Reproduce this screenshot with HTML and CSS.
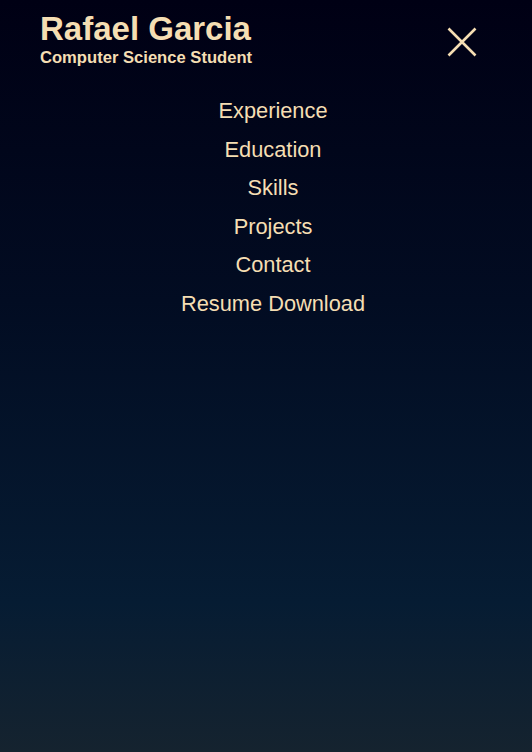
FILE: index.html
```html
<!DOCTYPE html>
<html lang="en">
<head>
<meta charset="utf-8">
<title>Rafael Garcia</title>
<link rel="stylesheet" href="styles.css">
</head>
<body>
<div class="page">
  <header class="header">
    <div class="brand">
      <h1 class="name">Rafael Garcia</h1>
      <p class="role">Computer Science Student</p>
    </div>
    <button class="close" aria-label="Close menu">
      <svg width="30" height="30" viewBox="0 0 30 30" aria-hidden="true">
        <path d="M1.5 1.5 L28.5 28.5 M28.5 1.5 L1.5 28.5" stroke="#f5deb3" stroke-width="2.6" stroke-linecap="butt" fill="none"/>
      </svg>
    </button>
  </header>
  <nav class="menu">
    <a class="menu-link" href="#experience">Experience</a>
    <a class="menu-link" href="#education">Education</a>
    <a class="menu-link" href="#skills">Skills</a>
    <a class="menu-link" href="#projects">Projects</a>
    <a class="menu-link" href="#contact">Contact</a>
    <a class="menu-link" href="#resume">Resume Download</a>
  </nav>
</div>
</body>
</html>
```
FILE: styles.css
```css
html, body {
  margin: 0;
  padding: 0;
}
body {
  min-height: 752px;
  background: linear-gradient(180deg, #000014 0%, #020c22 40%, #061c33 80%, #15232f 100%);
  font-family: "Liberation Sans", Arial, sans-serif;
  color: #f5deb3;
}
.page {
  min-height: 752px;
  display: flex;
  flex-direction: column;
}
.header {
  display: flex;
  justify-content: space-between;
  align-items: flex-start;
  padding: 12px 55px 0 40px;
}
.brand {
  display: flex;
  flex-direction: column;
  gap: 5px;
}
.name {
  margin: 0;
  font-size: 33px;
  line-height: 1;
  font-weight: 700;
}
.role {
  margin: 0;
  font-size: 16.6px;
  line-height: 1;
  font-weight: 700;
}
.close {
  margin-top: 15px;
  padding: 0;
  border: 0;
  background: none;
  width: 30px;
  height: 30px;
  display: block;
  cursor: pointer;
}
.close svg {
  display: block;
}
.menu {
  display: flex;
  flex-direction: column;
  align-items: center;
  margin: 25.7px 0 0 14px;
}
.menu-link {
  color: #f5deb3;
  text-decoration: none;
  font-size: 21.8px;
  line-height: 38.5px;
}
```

» WHAT IS EXPECTED
Omit the pictures, then quote the rest of the material above exactly.

» FULL RESPONSE
Reproduce this screenshot with HTML and CSS.
FILE: index.html
```html
<!DOCTYPE html>
<html lang="en">
<head>
<meta charset="utf-8">
<title>Rafael Garcia</title>
<link rel="stylesheet" href="styles.css">
</head>
<body>
<div class="page">
  <header class="header">
    <div class="brand">
      <h1 class="name">Rafael Garcia</h1>
      <p class="role">Computer Science Student</p>
    </div>
    <button class="close" aria-label="Close menu">
      <svg width="30" height="30" viewBox="0 0 30 30" aria-hidden="true">
        <path d="M1.5 1.5 L28.5 28.5 M28.5 1.5 L1.5 28.5" stroke="#f5deb3" stroke-width="2.6" stroke-linecap="butt" fill="none"/>
      </svg>
    </button>
  </header>
  <nav class="menu">
    <a class="menu-link" href="#experience">Experience</a>
    <a class="menu-link" href="#education">Education</a>
    <a class="menu-link" href="#skills">Skills</a>
    <a class="menu-link" href="#projects">Projects</a>
    <a class="menu-link" href="#contact">Contact</a>
    <a class="menu-link" href="#resume">Resume Download</a>
  </nav>
</div>
</body>
</html>
```
FILE: styles.css
```css
html, body {
  margin: 0;
  padding: 0;
}
body {
  min-height: 752px;
  background: linear-gradient(180deg, #000014 0%, #020c22 40%, #061c33 80%, #15232f 100%);
  font-family: "Liberation Sans", Arial, sans-serif;
  color: #f5deb3;
}
.page {
  min-height: 752px;
  display: flex;
  flex-direction: column;
}
.header {
  display: flex;
  justify-content: space-between;
  align-items: flex-start;
  padding: 12px 55px 0 40px;
}
.brand {
  display: flex;
  flex-direction: column;
  gap: 5px;
}
.name {
  margin: 0;
  font-size: 33px;
  line-height: 1;
  font-weight: 700;
}
.role {
  margin: 0;
  font-size: 16.6px;
  line-height: 1;
  font-weight: 700;
}
.close {
  margin-top: 15px;
  padding: 0;
  border: 0;
  background: none;
  width: 30px;
  height: 30px;
  display: block;
  cursor: pointer;
}
.close svg {
  display: block;
}
.menu {
  display: flex;
  flex-direction: column;
  align-items: center;
  margin: 25.7px 0 0 14px;
}
.menu-link {
  color: #f5deb3;
  text-decoration: none;
  font-size: 21.8px;
  line-height: 38.5px;
}
```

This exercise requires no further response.